Character: French; Québec; English
Lucky Luke: Lambert Wilson; Stéphane Rousseau; Marcel Jeannin
Rintindumb (Rantanplan): François Morel; Yves Pelletier
Mr. Pierre (Monsieur Pierre): Titoff; Philippe Martin [fr]
Edgar Crook: Edgar Givry; Guy A. Lepage
Harold Bartleby: Michael Lonsdale; Bernard Fortin [fr]
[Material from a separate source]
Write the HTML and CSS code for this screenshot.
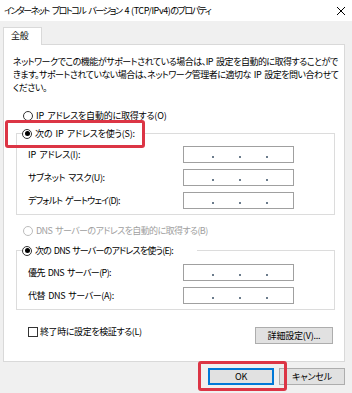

Jolly Jumper: Adrien Antoine [fr]; André Ducharme; Rick Jones
William Dalton: Alexis Tomassian; Guy A. Lepage
Jack Dalton: Christophe Lemoine; Yves Pelletier
Spike Goodfellow: Jean Piat
Piotr: Éric Metayer [fr]
Ugly Barrow: François Seiner; Bruno Landry
Joe Dalton: Clovis Cornillac; André Ducharme; Mark Camacho
Crazy Wolf (Loup Cinglé): Jacques Frantz; Bruno Landry
Mr. Tang (Monsieur Tang): Éric Metayer; Yves Pelletier; Arthur Holden
Averell Dalton: Bernard Alane; Bruno Landry; Michel Perron
Miss Littletown: Dorothée Pousséo; Éveline Gélinas; Holly Gauthier-Frankel
Louise de Paname (Louisette): Marie Vincent [fr]; Violette Chauveau [fr]; Lucinda Davis
Molly: Dee Dee Bridgewater

===Additional Voices===
- Yves-Robert Viala as New York Policeman
- Luc Boulad as Great Falcon/Cowboy
- Jacques Obadia as Circus Director
- Marc Alfos as Saloon's Tough Guy
- Sylvain Corthay as Judge
- Saïd Amadis as Prosecution Lawyer
- Alain Flick as Glazier
- Michel Vigné as Bartender/Sheriff
- Philippe Catoire as Train Conductor/Roger
- Julien Chatelet as Morris/René Goscinny/Pioneer
- Moncho Asto as Mariner
- Giuseppe Furia as Pizzaiolo/Pioneer
- Pierre Dourlens as Bartender
- Jean-Marc Pannetier as Bank Cissier
- Pierre Baton as Old Timer
- Jérôme Pauwels as Tiny Brain
- Jean-Michel Farcy as Police Officer

==Video game==
A video game based on the film was developed by Tate Interactive and published by Atari Europe in 2007 for the Nintendo Wii, Nintendo DS and Microsoft Windows.